To add on the (great) discussion of ISPC task overhead, even though there is overhead, it is still significantly less than overhead for typical multi-threading. For multi-threading, if there are more software threads the user wants to run than hardware threads available, the kernel still wants to maintain the illusion of threads running in parallel. To do this, it runs as many threads that the hardware can support for a small time slice, then switches them with the waiting threads, and does this switching until all threads are done. This overhead is way more than for ISPC tasks, which are also assigned to hardware threads as they are available, but they key difference is that the tasks are run to completion.

kostun

questions about this slide:

is the assignment from the list of tasks linear, or in order? is the order of the tasks decided by the compiler?

or is the "next task ptr" an abstraction for how the state is kept by ISPC?

weimin

I think user code adds the tasks with the launch but there is no guarantee of the execution order.

trip

This system of dynamic task assignment among a collection of threads sounds like a threadpool whose scheduler is the ISPC runtime -- is that an okay way to think about this?

zecheng

So actually programmer still decides the size and number of tasks. But since ISPC runtime will decide which tasks should be assign to which threads (not in a static order), we call ISPC tasks dynamic assignment.

marwan

So does ISPC use something similar to a threadpool to notice when a thread is available and then utilize it to finish each task?

a7hu

@marwan Yes, ISPC maintains a threadpool and adds a task to it via keyword "launch". This is described as: "So I added a launch keyword to volta; it used Cilk’s semantics. Put it before a function call and the function goes off to a thread pool: launch foo(a, 6.3);" Reference: The story of ispc: C's influence and implementing SPMD on SIMD (part 4)

kayvonf

@marwan, @a7hu -- and in programming assignment 2, you'll implement your own version of the same idea.

Ethan

So does ISPC automatically determine how many threads to use? If so does it depend on the number of tasks created? If not then does it default to the number of existing cores?

jchen

@Ethan, I think it's a combination of both of those factors. I would guess that ISPC is smart enough to only spawn one thread if you only launch one task, 2 threads if you launch 2 tasks, etc.. However, it will probably use knowledge of the hardware to cap the number of threads, so if you launch 10000 tasks and your processor can only support 8 threads, the compiler will probably only launch 8 threads.
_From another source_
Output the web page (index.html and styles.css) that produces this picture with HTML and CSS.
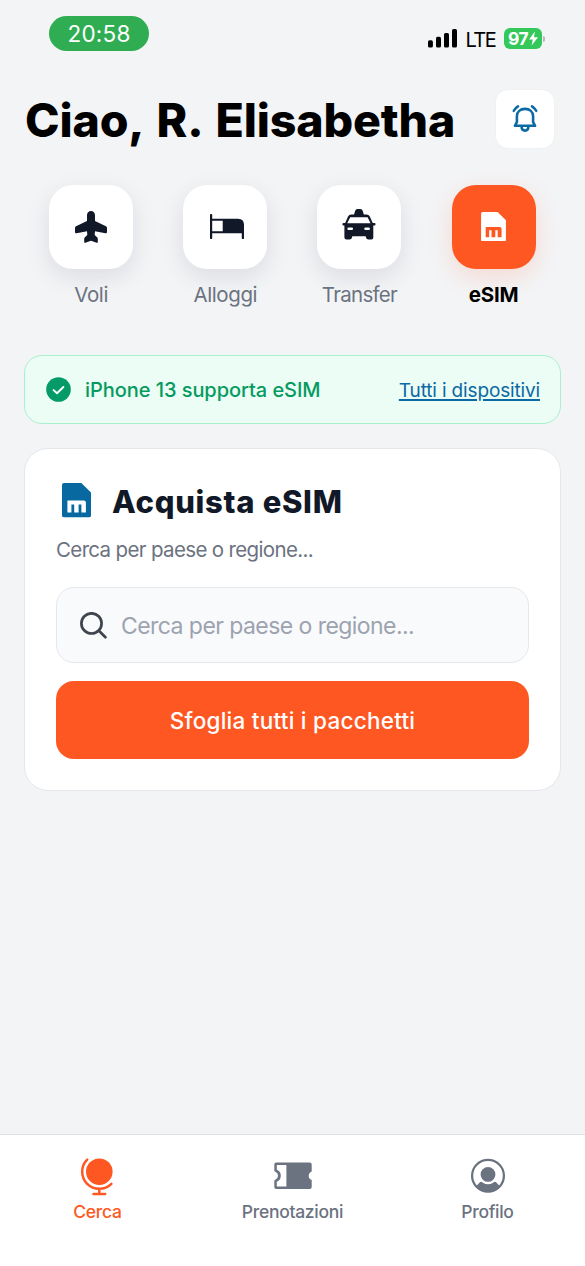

Something I'm not sure about: can ISPC adaptively spawn more threads if that would be helpful, or is the number of threads fixed at compile time? For example, if the processor only supports 8 threads, but the tasks are IO-bound and often blocking with disk or network reads/writes, will ISPC decide to create more threads to take advantage of that fact?

x2020

In assignment 2 we implemented several versions of threadpools. From the above discussion, ISPC also maintains a threadpool for asynchronous execution. Is the threadpool threading one or sleeping one? Do we reuse the same threadpool across multiple ISPC calls?